There are approximagely 1 trillion galaxies in the Universe and they generally tend to present in a few basic shapes. This fact was established by astronomer Edwin Hubble in the early 20th century. Even though the Universe is three-dimensional, galaxies look flat when observed from Earth. This is due to the vast distances between us and them.

But now astronomers have attempted to observe the true shape of an elliptical galaxy, using the Hubble Space Telescope and the Keck Observatory in Hawaii.

According to the NASA News release: “They picked one of the nearest elliptical galaxies to Earth, M87, located 55 million light-years away in the heart of the vast Virgo cluster of galaxies. By following the motion of stars around the center of M87, like bees around a hive, they’ve measured that the galaxy looks potato-shaped. It not only has a long and short axis, which defines an ellipse on a piece of graph paper, but they measured a third axis which helps define the three-dimensionality. The geometric term is: triaxial.”

Hubble Image and New 3D model of elliptical galaxy M87

Hubble Image and New 3D model of elliptical galaxy M87

Figuring out the real shape of a huge elliptical galaxy will help astronomers understand how such giant structures and their resident black holes form.

To do this: “Scientists made the 3D plot by measuring the motions of stars that swarm around the galaxy’s supermassive central black hole. The stellar motion was used to provide new insights into the shape of the galaxy and its rotation, and it also yielded a new measurement of the black hole’s mass. Tracking the stellar speeds and position allowed researchers to build a three-dimensional view of the galaxy.”

The mass of the central black hole was estimate to be 5.4 billion times the mass of the Sun. This is the same black hole that was imaged for the very first time in 2019 (the first ever image of a black hole) by the Event Horizon Telescope Collaboration.
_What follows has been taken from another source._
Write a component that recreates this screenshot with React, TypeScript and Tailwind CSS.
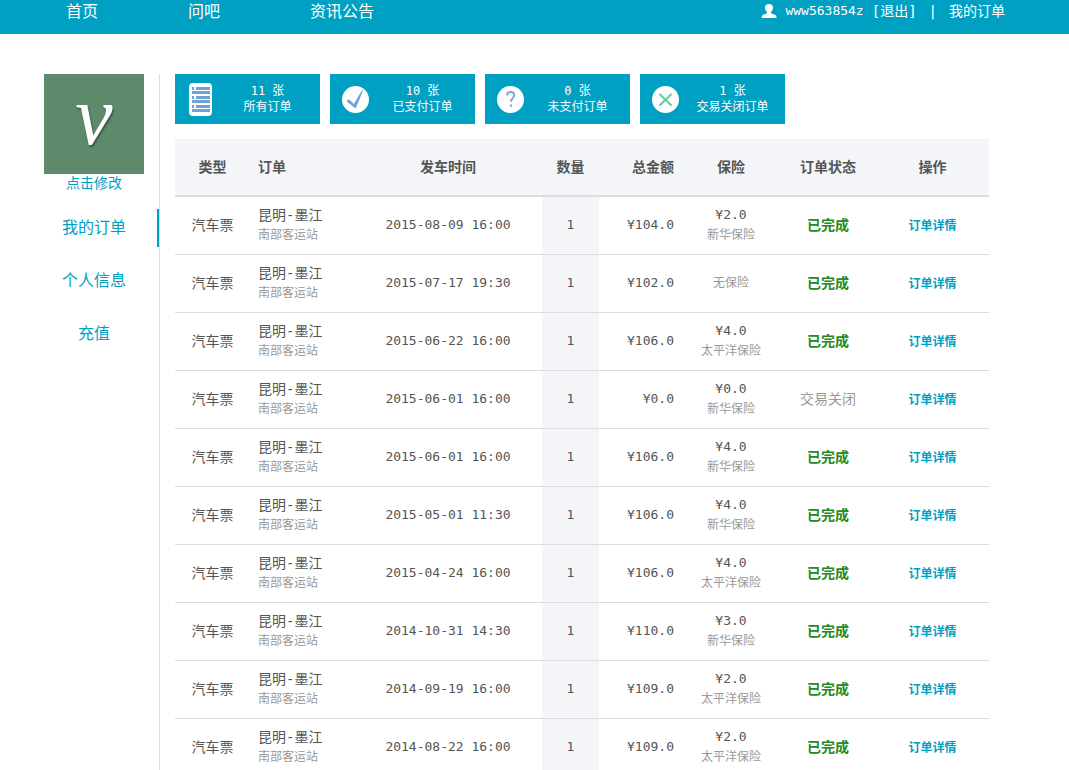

At that time its mass was calculated at 6.5 billion solar masses using Einstein’s theory of general relativity.

The stereo model of M87 and the more precise mass of the central black hole could help astrophysicists learn the black hole’s spin rate. “Now that we know the direction of the net rotation of stars in M87 and have an updated mass of the black hole, we can combine this information with data from the Event Horizon Telescope to constrain the spin,” said Chung-Pei Ma, a UC Berkeley lead investigator on the research.

According to a statement: “Ma, together with UC Berkeley graduate student Emily Liepold (lead author on the paper published in the Astrophysical Journal Letters) and Jonelle Walsh at Texas A&M University were able to determine the 3D shape of M87 thanks to a new precision instrument mounted on the Keck II Telescope. They pointed Keck at 62 adjacent locations of the galaxy, mapping out the spectra of stars over a region about 70,000 light-years across. This region spans the central 3,000 light-years where gravity is largely dominated by the supermassive black hole. Though the telescope cannot resolve individual stars because of M87’s great distance, the spectra can reveal the range of velocities to calculate mass of the object they’re orbiting.”

“It’s sort of like looking at a swarm of 100 billion bees,” said Ma. “Though we are looking at them from a distance and can’t discern individual bees, we are getting very detailed information about their collective velocities.”

“The researchers took the data between 2020 and 2022, as well as earlier star brightness measurements of M87 from Hubble, and compared them to computer model predictions of how stars move around the center of the triaxial-shaped galaxy. The best fit to this data allowed them to calculate the black hole’s mass.”

“Knowing the 3D shape of the ‘swarming bees’ enabled us to obtain a more robust dynamical measurement of the mass of the central black hole that is governing the bees’ orbiting velocities,” said Ma.

The research was published in The Astrophysical Journal Letters.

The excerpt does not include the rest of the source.